### Extracted data entries

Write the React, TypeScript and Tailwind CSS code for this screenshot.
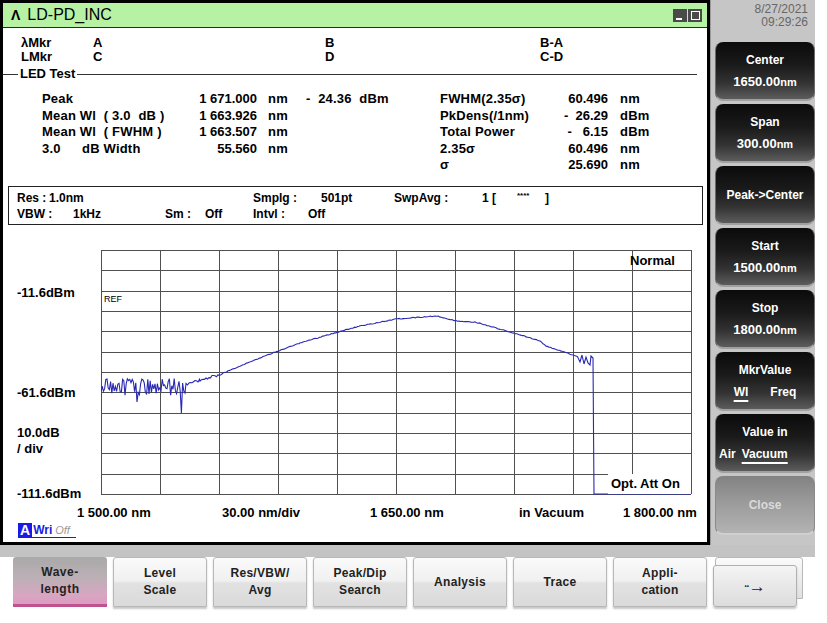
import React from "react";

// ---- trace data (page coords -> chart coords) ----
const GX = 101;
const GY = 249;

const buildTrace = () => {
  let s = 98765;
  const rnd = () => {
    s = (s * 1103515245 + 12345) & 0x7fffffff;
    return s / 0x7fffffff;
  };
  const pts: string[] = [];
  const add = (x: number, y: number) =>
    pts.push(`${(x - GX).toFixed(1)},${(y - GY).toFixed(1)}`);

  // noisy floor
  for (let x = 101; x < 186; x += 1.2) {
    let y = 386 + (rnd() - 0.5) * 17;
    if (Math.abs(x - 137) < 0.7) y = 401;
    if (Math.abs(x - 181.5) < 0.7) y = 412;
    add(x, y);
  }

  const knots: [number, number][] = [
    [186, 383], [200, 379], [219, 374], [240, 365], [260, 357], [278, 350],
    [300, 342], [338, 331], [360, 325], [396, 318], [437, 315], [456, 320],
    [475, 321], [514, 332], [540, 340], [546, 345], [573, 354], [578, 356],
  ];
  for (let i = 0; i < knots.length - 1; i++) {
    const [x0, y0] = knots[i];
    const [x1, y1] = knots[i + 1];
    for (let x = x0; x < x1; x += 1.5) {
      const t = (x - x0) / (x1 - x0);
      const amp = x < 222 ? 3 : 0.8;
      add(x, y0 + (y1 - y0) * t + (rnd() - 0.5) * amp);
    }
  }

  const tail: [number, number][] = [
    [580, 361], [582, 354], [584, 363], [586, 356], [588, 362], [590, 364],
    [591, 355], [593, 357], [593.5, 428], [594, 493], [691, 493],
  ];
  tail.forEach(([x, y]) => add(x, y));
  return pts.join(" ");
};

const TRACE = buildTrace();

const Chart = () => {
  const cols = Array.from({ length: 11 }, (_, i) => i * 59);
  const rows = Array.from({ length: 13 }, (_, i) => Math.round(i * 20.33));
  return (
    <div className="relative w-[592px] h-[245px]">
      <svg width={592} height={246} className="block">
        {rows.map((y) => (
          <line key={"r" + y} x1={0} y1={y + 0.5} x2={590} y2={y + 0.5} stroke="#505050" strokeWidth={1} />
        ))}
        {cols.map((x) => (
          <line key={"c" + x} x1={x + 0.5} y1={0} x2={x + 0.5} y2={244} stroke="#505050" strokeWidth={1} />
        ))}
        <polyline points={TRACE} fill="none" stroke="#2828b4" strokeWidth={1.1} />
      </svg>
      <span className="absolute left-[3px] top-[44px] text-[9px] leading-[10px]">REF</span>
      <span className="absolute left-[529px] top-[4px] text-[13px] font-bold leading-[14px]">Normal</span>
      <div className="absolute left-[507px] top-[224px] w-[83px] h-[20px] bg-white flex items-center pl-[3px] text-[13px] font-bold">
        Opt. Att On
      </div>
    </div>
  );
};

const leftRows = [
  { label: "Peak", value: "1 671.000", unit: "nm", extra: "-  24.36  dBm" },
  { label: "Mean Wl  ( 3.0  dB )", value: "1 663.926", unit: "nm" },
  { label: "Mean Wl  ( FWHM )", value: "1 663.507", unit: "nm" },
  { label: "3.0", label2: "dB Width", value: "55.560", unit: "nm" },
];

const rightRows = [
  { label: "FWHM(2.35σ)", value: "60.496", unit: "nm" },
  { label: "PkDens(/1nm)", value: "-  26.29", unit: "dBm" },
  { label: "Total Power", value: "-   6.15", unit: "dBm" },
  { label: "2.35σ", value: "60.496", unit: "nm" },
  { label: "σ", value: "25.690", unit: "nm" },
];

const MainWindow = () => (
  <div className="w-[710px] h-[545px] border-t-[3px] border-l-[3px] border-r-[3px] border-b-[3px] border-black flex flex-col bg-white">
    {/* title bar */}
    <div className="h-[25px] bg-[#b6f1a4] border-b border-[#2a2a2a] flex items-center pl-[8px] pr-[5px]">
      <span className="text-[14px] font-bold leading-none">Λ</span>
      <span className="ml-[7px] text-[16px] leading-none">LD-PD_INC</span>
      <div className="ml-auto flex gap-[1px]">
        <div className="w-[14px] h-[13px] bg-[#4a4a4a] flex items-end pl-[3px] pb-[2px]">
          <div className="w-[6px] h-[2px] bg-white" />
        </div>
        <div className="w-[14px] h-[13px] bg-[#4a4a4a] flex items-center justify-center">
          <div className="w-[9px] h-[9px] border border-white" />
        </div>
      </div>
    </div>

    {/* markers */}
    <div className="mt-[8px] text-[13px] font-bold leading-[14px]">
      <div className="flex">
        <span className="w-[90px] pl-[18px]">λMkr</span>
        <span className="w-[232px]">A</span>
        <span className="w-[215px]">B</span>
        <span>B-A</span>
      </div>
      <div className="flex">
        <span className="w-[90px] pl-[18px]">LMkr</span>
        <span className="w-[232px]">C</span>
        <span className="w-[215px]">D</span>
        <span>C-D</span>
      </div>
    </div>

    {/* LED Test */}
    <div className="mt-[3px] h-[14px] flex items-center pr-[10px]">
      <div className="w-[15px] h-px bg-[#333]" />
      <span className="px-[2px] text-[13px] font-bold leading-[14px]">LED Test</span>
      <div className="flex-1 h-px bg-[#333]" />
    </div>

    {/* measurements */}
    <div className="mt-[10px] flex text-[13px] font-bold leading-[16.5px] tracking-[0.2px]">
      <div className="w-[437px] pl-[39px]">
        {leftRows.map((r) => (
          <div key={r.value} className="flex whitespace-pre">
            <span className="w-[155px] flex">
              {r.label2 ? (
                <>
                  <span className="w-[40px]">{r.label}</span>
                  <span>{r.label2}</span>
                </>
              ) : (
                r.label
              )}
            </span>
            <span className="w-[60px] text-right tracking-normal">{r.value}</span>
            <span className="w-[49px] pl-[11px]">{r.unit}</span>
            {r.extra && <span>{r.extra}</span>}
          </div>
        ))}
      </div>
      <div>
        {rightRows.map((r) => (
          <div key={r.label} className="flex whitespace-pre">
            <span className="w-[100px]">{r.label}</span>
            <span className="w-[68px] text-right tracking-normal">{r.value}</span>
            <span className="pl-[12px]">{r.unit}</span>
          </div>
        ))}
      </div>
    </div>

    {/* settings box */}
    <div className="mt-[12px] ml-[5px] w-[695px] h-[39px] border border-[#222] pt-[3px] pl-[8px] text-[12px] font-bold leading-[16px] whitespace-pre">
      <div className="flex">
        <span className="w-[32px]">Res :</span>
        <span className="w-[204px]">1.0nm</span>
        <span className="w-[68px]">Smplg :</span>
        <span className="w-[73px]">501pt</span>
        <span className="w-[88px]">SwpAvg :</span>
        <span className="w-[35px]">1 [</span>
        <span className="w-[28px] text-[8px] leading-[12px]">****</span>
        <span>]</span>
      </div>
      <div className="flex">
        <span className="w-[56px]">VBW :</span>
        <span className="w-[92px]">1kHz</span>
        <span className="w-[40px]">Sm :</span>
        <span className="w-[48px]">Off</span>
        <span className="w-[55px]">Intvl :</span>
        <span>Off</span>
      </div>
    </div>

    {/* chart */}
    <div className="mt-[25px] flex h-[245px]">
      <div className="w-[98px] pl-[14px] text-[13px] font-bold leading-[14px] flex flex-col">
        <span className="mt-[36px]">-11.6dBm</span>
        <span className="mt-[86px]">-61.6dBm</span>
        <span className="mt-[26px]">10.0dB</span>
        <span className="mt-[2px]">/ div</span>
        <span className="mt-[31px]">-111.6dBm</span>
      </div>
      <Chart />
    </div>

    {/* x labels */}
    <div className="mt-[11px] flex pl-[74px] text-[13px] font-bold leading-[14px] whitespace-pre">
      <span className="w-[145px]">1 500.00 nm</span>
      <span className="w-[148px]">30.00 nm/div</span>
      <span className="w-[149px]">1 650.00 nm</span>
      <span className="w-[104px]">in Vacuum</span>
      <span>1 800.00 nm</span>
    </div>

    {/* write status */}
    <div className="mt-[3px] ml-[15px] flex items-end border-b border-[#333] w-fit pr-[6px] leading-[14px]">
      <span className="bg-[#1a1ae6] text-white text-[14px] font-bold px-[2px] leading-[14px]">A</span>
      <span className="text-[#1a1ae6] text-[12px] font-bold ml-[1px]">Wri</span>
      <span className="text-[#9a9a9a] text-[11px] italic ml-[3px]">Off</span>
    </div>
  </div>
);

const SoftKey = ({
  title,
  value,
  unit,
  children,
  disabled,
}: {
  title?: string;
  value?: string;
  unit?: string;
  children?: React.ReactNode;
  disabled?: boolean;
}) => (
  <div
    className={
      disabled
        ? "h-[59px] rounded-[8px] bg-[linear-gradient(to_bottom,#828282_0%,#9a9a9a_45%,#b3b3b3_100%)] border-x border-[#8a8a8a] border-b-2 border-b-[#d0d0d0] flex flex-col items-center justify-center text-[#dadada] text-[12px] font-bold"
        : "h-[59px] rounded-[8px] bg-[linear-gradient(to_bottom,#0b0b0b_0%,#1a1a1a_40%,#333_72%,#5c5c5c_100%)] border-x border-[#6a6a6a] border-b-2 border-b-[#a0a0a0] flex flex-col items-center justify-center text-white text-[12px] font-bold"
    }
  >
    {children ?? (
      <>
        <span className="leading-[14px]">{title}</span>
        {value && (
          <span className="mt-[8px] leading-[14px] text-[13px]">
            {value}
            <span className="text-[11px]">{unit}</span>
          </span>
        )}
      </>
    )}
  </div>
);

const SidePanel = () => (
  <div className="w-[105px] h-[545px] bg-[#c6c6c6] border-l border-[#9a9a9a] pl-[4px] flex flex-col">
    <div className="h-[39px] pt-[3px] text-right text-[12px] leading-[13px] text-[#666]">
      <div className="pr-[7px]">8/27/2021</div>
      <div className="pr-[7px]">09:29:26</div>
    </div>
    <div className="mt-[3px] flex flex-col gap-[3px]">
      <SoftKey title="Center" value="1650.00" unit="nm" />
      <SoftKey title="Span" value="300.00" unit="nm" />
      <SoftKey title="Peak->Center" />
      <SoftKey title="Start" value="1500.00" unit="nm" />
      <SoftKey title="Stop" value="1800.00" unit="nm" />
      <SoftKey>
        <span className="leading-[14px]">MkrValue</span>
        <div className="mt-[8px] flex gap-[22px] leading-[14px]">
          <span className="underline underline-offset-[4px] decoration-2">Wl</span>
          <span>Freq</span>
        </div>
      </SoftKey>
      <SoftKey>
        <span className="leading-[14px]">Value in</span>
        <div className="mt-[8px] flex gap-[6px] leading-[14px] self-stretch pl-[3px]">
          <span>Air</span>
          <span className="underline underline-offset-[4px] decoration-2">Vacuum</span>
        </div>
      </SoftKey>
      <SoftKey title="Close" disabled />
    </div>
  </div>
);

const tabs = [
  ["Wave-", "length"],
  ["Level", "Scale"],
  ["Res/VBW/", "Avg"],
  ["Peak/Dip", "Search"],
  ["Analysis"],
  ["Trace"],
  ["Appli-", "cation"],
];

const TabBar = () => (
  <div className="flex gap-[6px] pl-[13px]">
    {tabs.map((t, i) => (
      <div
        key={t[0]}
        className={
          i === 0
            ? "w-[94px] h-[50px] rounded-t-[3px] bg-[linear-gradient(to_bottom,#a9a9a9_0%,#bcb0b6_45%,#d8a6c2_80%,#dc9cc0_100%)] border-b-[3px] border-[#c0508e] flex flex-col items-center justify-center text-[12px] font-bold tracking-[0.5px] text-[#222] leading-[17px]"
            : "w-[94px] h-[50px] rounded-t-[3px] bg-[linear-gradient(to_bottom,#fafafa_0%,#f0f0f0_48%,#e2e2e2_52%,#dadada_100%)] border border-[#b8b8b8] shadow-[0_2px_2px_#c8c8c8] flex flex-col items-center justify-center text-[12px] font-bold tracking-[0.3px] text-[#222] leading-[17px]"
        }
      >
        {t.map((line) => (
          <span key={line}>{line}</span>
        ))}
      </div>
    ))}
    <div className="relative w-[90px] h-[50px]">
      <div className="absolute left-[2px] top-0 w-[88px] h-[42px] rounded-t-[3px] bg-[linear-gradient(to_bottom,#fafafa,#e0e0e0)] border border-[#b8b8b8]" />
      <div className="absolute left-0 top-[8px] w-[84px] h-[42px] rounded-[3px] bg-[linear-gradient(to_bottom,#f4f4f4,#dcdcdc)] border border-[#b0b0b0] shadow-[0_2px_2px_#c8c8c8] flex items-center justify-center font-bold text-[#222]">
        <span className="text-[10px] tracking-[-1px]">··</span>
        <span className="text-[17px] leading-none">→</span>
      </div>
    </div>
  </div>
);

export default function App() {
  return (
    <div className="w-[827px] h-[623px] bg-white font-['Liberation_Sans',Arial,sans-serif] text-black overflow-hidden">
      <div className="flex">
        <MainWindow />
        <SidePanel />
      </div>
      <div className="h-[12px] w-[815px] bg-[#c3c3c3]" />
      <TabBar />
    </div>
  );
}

...

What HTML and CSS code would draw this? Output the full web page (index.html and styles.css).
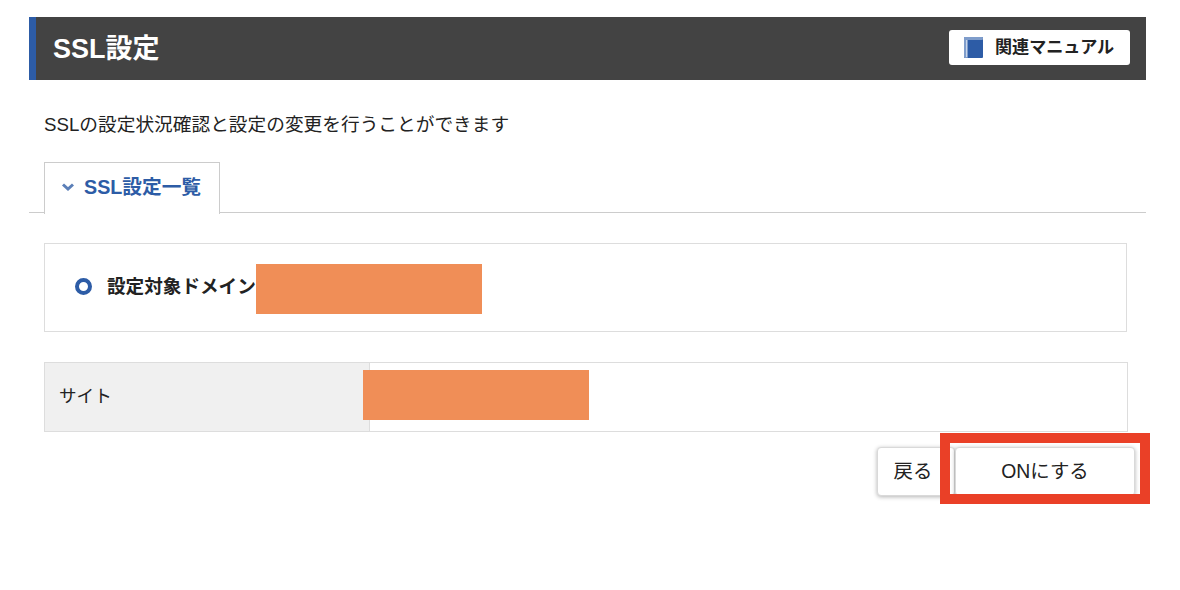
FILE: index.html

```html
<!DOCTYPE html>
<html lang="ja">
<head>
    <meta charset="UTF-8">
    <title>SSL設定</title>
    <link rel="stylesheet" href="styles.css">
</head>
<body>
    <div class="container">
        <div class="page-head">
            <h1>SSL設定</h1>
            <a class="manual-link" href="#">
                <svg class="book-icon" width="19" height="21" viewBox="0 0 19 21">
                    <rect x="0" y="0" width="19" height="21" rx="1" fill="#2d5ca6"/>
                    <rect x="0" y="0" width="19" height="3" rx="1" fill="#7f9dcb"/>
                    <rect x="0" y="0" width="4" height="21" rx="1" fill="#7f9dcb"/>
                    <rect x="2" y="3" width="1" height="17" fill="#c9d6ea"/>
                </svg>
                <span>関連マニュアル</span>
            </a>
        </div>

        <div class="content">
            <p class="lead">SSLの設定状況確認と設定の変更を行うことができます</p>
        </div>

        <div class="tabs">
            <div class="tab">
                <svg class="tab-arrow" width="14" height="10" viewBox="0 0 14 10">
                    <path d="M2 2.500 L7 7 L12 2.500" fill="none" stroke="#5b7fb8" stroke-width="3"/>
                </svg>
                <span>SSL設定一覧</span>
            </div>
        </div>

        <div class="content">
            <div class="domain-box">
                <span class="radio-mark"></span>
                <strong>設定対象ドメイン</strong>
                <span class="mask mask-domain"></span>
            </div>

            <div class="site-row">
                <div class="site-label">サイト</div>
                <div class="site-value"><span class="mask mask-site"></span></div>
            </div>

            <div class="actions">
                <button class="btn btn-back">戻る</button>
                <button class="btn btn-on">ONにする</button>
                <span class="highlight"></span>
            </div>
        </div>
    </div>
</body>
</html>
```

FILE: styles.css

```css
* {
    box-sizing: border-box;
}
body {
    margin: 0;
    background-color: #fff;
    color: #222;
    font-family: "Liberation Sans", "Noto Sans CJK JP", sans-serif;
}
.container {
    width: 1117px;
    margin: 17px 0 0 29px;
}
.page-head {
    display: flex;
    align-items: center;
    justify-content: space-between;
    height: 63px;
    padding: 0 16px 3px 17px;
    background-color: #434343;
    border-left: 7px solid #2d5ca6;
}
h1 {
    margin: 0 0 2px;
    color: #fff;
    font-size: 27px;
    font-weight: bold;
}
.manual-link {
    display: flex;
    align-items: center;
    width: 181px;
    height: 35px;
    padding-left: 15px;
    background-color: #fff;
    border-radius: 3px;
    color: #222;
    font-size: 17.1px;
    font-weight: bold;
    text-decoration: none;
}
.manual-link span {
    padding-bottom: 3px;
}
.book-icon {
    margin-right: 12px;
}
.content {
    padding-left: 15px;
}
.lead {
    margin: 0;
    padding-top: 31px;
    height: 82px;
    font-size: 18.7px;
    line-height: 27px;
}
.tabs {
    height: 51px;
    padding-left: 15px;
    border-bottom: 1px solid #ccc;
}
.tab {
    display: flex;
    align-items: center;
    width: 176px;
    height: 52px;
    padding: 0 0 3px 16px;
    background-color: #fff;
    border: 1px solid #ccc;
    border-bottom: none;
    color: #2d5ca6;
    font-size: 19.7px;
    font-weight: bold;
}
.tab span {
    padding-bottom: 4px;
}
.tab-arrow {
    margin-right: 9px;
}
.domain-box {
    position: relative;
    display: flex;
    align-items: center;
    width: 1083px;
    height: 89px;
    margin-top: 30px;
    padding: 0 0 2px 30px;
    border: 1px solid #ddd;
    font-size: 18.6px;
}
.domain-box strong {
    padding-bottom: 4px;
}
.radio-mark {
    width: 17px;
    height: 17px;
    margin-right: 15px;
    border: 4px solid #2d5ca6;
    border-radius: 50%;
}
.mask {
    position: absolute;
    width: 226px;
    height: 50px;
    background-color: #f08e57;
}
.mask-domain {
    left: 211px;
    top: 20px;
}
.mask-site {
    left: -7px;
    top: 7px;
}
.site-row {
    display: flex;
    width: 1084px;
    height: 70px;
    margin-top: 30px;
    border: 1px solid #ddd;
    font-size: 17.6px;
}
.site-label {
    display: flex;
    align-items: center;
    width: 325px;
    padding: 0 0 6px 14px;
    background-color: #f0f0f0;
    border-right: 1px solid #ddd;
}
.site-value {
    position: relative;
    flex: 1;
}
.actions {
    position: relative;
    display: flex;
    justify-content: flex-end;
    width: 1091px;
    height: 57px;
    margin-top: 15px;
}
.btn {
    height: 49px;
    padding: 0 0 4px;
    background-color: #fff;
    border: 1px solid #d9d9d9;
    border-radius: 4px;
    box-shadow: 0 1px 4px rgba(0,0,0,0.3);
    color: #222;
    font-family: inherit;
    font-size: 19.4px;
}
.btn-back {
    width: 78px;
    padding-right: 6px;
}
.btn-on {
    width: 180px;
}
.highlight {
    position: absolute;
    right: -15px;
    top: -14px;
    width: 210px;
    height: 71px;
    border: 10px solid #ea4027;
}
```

---

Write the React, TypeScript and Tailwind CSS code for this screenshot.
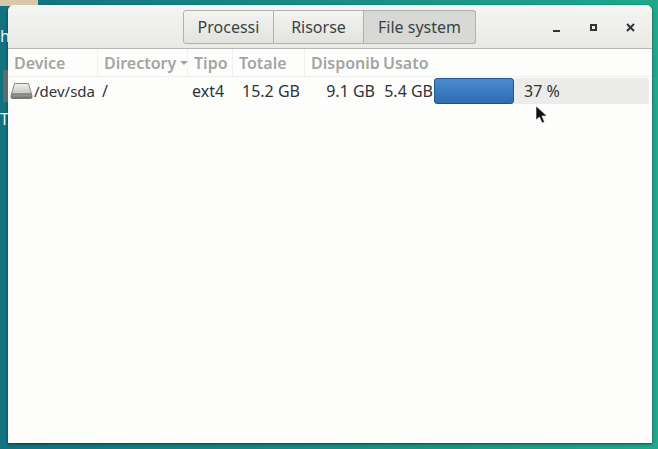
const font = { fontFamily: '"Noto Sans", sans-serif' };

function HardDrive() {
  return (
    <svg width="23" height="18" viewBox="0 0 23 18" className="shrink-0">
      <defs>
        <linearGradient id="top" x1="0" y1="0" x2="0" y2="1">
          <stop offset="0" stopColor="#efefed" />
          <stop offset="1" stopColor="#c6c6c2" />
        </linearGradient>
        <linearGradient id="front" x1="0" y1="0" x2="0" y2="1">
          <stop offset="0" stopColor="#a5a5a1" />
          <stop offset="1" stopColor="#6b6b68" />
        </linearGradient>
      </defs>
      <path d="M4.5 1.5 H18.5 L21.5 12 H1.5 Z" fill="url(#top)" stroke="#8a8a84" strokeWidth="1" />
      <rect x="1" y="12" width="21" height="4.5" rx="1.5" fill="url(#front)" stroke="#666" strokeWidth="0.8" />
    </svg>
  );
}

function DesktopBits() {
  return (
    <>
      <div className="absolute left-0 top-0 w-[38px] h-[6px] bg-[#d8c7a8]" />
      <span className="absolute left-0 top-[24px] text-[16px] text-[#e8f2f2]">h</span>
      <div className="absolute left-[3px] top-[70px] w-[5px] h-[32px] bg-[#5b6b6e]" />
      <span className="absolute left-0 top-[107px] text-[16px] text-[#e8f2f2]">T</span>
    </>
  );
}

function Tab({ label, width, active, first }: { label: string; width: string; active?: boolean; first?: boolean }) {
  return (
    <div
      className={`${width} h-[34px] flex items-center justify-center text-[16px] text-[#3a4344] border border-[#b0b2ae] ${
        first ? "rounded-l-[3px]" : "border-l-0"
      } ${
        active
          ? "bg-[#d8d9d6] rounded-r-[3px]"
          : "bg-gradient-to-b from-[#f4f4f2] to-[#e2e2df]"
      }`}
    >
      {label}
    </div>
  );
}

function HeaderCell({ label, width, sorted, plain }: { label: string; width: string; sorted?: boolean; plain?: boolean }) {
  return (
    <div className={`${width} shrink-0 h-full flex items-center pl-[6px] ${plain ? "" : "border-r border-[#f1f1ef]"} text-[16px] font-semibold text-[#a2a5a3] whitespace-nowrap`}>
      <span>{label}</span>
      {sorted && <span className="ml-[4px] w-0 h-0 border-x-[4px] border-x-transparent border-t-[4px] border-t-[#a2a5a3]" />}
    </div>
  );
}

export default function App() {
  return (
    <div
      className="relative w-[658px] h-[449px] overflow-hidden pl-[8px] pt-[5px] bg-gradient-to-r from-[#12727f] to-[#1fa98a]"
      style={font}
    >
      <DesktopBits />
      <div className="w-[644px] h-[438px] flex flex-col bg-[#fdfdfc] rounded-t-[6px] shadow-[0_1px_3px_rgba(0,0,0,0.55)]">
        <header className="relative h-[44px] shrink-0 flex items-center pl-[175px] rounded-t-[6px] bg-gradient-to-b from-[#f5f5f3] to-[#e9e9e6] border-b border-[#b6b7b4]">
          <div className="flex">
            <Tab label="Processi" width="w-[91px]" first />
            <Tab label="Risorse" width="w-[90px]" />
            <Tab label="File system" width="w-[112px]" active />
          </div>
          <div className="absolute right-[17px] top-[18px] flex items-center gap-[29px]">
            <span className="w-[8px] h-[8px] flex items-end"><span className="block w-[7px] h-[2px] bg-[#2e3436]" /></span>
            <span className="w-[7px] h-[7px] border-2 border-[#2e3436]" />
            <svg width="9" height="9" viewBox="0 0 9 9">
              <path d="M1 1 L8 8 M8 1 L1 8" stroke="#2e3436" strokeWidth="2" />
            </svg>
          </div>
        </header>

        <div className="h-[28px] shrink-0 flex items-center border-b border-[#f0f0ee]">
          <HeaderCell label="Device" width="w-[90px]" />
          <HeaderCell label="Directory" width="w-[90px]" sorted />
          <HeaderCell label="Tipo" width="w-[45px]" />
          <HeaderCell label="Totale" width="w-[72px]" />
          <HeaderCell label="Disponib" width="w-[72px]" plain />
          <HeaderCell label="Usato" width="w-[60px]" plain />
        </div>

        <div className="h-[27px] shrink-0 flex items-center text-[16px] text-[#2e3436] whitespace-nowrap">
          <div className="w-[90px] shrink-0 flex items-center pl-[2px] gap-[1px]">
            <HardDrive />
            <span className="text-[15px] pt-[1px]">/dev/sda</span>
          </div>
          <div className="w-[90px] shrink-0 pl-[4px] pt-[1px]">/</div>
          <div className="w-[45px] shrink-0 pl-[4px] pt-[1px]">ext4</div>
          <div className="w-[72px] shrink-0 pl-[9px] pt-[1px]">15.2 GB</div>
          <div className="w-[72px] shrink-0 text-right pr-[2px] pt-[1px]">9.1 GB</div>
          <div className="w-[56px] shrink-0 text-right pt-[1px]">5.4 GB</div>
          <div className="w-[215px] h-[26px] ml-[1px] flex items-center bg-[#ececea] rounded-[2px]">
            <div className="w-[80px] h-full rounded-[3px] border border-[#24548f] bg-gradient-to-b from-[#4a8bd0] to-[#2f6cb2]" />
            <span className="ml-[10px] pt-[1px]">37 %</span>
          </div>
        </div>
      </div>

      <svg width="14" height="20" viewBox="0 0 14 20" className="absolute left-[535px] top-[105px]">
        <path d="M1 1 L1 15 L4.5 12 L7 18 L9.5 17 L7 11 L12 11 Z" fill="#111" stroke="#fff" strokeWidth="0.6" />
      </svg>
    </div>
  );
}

### Problem details
Find the lines containing "React" and pull them out.

### Response for this exercise
Write the React, TypeScript and Tailwind CSS code for this screenshot.
import React from "react";
  children?: React.ReactNode;
Write the React, TypeScript and Tailwind CSS code for this screenshot.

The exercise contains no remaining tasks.